Set exercise:
Find the lines holding the word "that" and collect them.

>> start Given information

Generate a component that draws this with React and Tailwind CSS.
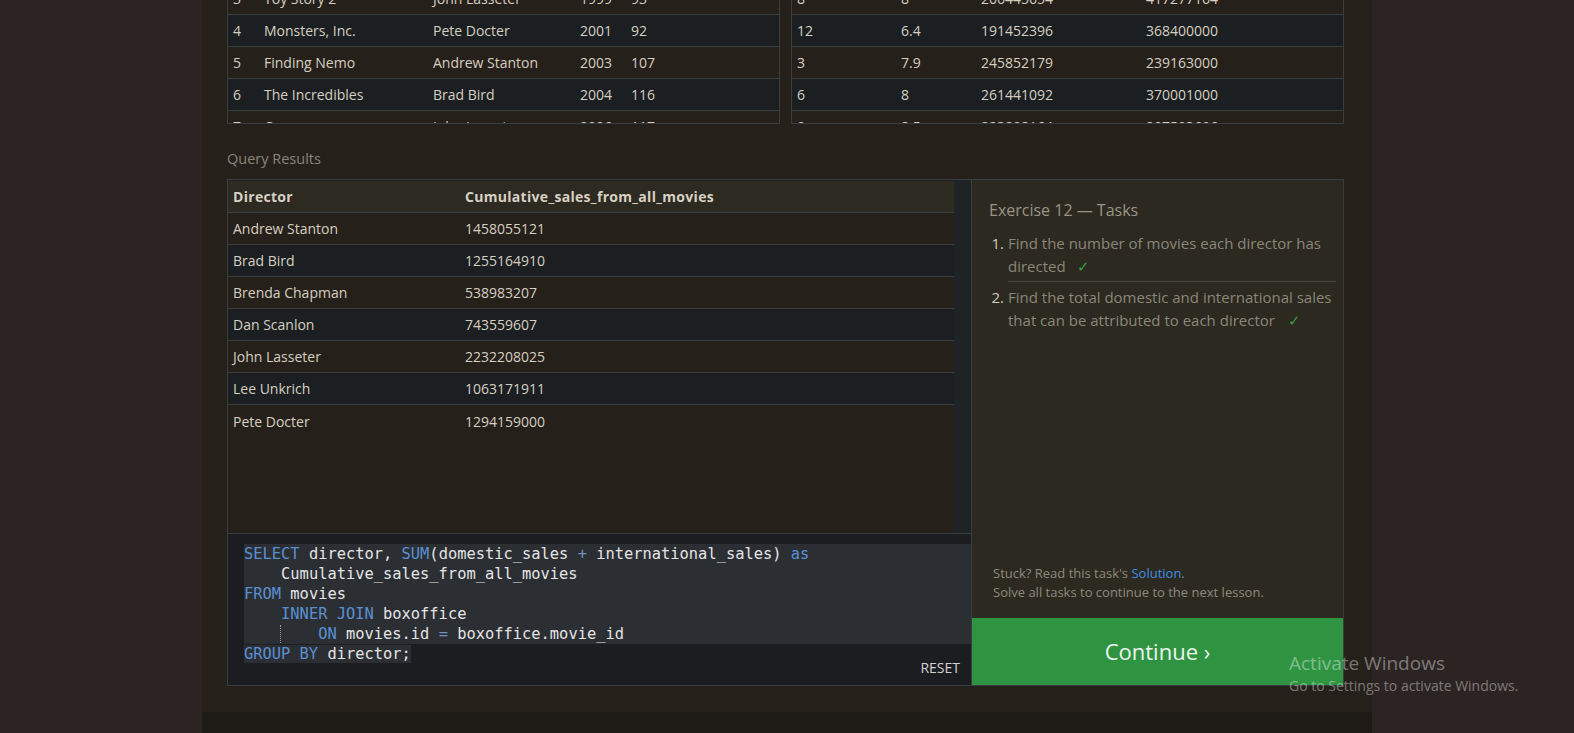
import React from "react";

const moviesRows = [
  ["3", "Toy Story 2", "John Lasseter", "1999", "93"],
  ["4", "Monsters, Inc.", "Pete Docter", "2001", "92"],
  ["5", "Finding Nemo", "Andrew Stanton", "2003", "107"],
  ["6", "The Incredibles", "Brad Bird", "2004", "116"],
  ["7", "Cars", "John Lasseter", "2006", "117"],
];

const boxofficeRows = [
  ["8", "8", "206445654", "417277164"],
  ["12", "6.4", "191452396", "368400000"],
  ["3", "7.9", "245852179", "239163000"],
  ["6", "8", "261441092", "370001000"],
  ["9", "8.5", "223808164", "297503696"],
];

const results = [
  ["Andrew Stanton", "1458055121"],
  ["Brad Bird", "1255164910"],
  ["Brenda Chapman", "538983207"],
  ["Dan Scanlon", "743559607"],
  ["John Lasseter", "2232208025"],
  ["Lee Unkrich", "1063171911"],
  ["Pete Docter", "1294159000"],
];

function TopTable({ rows, cols }) {
  return (
    <div className="h-[124px] overflow-hidden border-x border-b border-[#3a3d40]">
      <div className="-mt-[17px]">
        {rows.map((row, i) => (
          <div
            key={i}
            className={`grid ${cols} h-[32px] items-center border-b border-[#3a3d40] ${
              i % 2 === 1 ? "bg-[#1b1f22]" : ""
            }`}
          >
            {row.map((cell, j) => (
              <div key={j} className="pl-[5px] whitespace-nowrap">
                {cell}
              </div>
            ))}
          </div>
        ))}
      </div>
    </div>
  );
}

const kw = "text-[#5b8fd3]";
const op = "text-[#7090bd]";

function CodeEditor() {
  return (
    <div className="relative flex-1 border-t border-[#3a3d40] bg-[#1b1d20] pt-[10px] pl-[16px] font-['DejaVu_Sans_Mono',monospace] text-[15.4px] leading-[20px] text-[#e4e4e4] whitespace-pre">
      <div className="bg-[#2b2f34]">
        <span className={kw}>SELECT</span> director, <span className={kw}>SUM</span>(domestic_sales{" "}
        <span className={op}>+</span> international_sales) <span className={kw}>as</span>
      </div>
      <div className="bg-[#2b2f34]">{"    "}Cumulative_sales_from_all_movies</div>
      <div className="bg-[#2b2f34]">
        <span className={kw}>FROM</span> movies
      </div>
      <div className="bg-[#2b2f34]">
        {"    "}
        <span className={kw}>INNER JOIN</span> boxoffice
      </div>
      <div className="bg-[#2b2f34]">
        {"    "}
        <span className="-ml-px border-l border-dotted border-[#9a9a9a]">{"    "}</span>
        <span className={kw}>ON</span> movies.id <span className={op}>=</span> boxoffice.movie_id
      </div>
      <div>
        <span className="bg-[#2b2f34]">
          <span className={kw}>GROUP BY</span> director;
        </span>
      </div>
      <button className="absolute right-[11px] bottom-[7px] font-['Open_Sans',sans-serif] text-[14px] leading-[20px] text-[#d2d2d2]">
        RESET
      </button>
    </div>
  );
}

function TasksPanel() {
  return (
    <div className="w-[372px] flex flex-col border-l border-[#3a3d40] bg-[#2c2920]">
      <div className="flex-1 flex flex-col justify-between">
        <div className="pt-[18px] pl-[17px] pr-[7px]">
          <div className="text-[16px] leading-[24px] text-[#9a9487]">Exercise 12 — Tasks</div>
          <ol className="mt-[10px] text-[15px] leading-[23px] text-[#8b8679]">
            <li className="grid grid-cols-[19px_1fr]">
              <span className="text-right pr-[4px] text-[#cfc9bd]">1.</span>
              <div className="pb-[3px] border-b border-[#46463f]">
                Find the number of movies each director has
                <br />
                directed<span className="ml-[11px] text-[#3d9b45]">✓</span>
              </div>
            </li>
            <li className="grid grid-cols-[19px_1fr] pt-[4px]">
              <span className="text-right pr-[4px] text-[#cfc9bd]">2.</span>
              <div>
                Find the total domestic and international sales
                <br />
                that can be attributed to each director
                <span className="ml-[13px] text-[#3d9b45]">✓</span>
              </div>
            </li>
          </ol>
        </div>
        <div className="pl-[21px] pb-[16px] text-[13px] leading-[19px] text-[#8e897d]">
          <div>
            Stuck? Read this task's <span className="text-[#3f8fe6]">Solution</span>.
          </div>
          <div>Solve all tasks to continue to the next lesson.</div>
        </div>
      </div>
      <button className="h-[67px] bg-[#2e9442] text-[22px] text-[#eef5ee]">Continue ›</button>
    </div>
  );
}

export default function App() {
  return (
    <div className="relative min-h-[733px] bg-[#2c2422] overflow-hidden font-['Open_Sans',sans-serif] text-[14px] text-[#d6cfc1]">
      <div className="mx-auto w-[1170px] min-h-[733px] flex flex-col bg-[#26201a]">
        <div className="pl-[25px] pr-[28px] pb-[26px]">
          {/* tables from the lesson, scrolled */}
          <div className="grid grid-cols-2 gap-[11px]">
            <TopTable rows={moviesRows} cols="grid-cols-[31px_169px_147px_51px_1fr]" />
            <TopTable rows={boxofficeRows} cols="grid-cols-[104px_80px_165px_1fr]" />
          </div>

          <div className="mt-[25px] mb-[10px] text-[14.5px] leading-[20px] text-[#8a857a]">Query Results</div>

          <div className="h-[507px] flex border border-[#3a3d40]">
            <div className="flex-1 flex flex-col">
              <div className="h-[353px] flex">
                <div className="flex-1 pt-px">
                  <div className="grid grid-cols-[232px_1fr] h-[32px] items-center border-b border-[#3a3d40] bg-[#2d2a22] font-bold tracking-[0.3px] text-[#d8d0c2]">
                    <div className="pl-[5px]">Director</div>
                    <div className="pl-[5px]">Cumulative_sales_from_all_movies</div>
                  </div>
                  {results.map((r, i) => (
                    <div
                      key={r[0]}
                      className={`grid grid-cols-[232px_1fr] h-[32px] items-center ${
                        i < results.length - 1 ? "border-b border-[#3a3d40]" : ""
                      } ${i % 2 === 1 ? "bg-[#1b1f22]" : ""}`}
                    >
                      <div className="pl-[5px]">{r[0]}</div>
                      <div className="pl-[5px]">{r[1]}</div>
                    </div>
                  ))}
                </div>
                <div className="w-[17px] bg-[#1f2326]" />
              </div>
              <CodeEditor />
            </div>
            <TasksPanel />
          </div>
        </div>
        <div className="flex-1 bg-[#1e1b16]" />
      </div>

      {/* windows watermark */}
      <div className="absolute left-[1289px] top-[650px] pointer-events-none text-white/40">
        <div className="text-[19px] leading-[26px]">Activate Windows</div>
        <div className="text-[14px] leading-[20px]">Go to Settings to activate Windows.</div>
      </div>
    </div>
  );
}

>> end Given information

Exercise response:
Generate a component that draws this with React and Tailwind CSS.
                that can be attributed to each director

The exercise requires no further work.